I'm not going to go into the ins and outs of what San Pedro is, how it works and whether you should try it (you can Google that stuff) but I will give a brief synopsis of my experience:
I WAS BLOWN AWAY.
I could leave it there, really, but I won't, because I want to say a little more about exactly what I mean by that. The thing is, I mean it almost literally; my sense of self was pulled apart and big chunks of it stared me back in the face, laughing, but kinda helpfully... 

My experience was not that unusual but it was deeply personal: in my first ceremony, I very viscerally released some long-held trauma from something that occurred when I was about nine years old. What did that look like? Over a period of about four hours, I witnessed (fully consciously) old, deep feelings of suspicion, anger, fear, distrust, distress, hurt and sadness manifest in my entire body as searing pain and a kind of delirious fever. Then, through the rest of the day, I lived through a torrential outflow of violent tears, abandoned wailing, vomiting, tremors to my core, jaw-wrenching yawns and slightly manic laughter.
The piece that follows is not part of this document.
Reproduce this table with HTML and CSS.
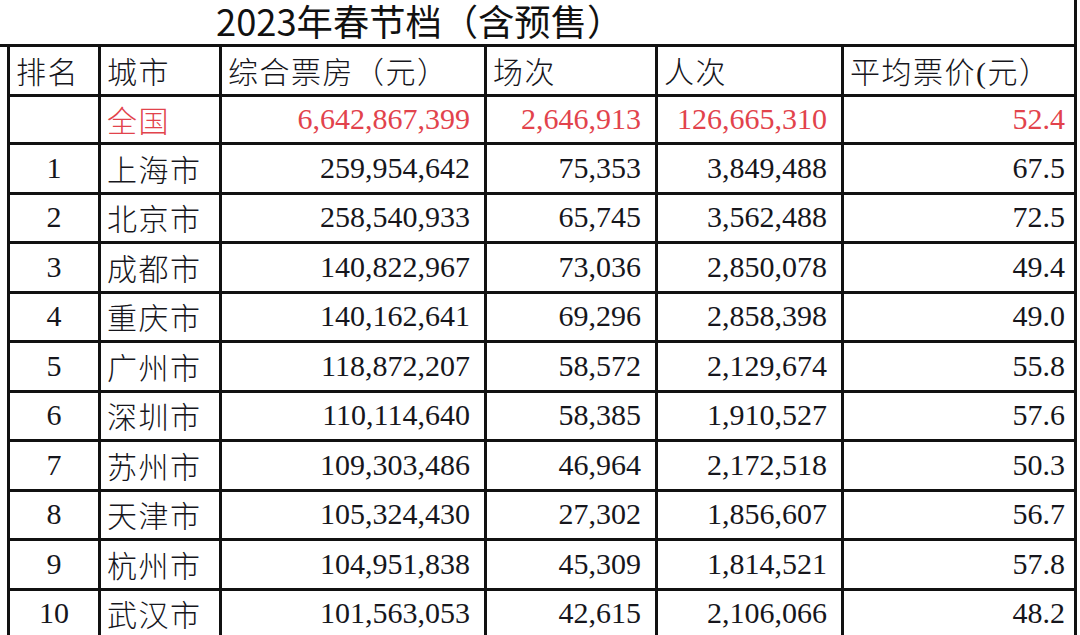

The whole while, my brain span me around in circles replaying thought patterns 9-year-old Kate came up with and subsequent behavioural choices in my work, my relationships and my self-patterning from the two decades since. It was -and I'm not just saying this- completely life-changing.

Afterwards, I felt exhausted (fair) but completely and utterly cleared  - physically, yes, fair; but also… emotionally; energetically. And I’ve felt that way since. That day I watched old, old stuck ideas of who I am in this world, what I deserve, what I want and what I have to do here on Earth just fall away, never to return. Speaking more plainly, I became aware that a certain incident in my childhood had brought me to believe that

A) my very strong gut instincts about other people are to be doubted, but also that
B) I shouldn’t fully trust those who love and support me because they will let me down and I will be devastated.

Those are the lessons 9-year-old Kate took from a way-more-complex family situation. Those lessons then infiltrated their way into Kate’s life values, self-worth and relationships ever since. Until now. Because now I see them so opaquely as what they are: concepts. And see that as concepts they are SO flimsy. And in their fragility they are dissolvable. And so now, every day, I am aware and able to keep on dissolving them if they arise out of habit.

An approximate equivalent of 6 years of talk therapy in a day - that’s what my first San Pedro ceremony gave me. The following two ceremonies were a blissful reinstatement that that particular childhood memory, and all of its long-fermenting residue within my body, was gone. I felt -and still feel- love. I know, it’s cliche. But cliches are cliches for a reason and all that. I feel love for myself, I feel love for others, I feel appreciative of life (all of it) and, really quite cute: I know to my depths that I’m going to fall deeply in love soon. Yet I feel in no rush and I have no idea who it will be with. Isn’t that interesting?

Right now, I’m more in love with yoga than ever because I have been shown (personally; kinda brutally) the terrible potency of trauma held in our bodies, and so I cannot herald highly enough the things that help us discover and release it.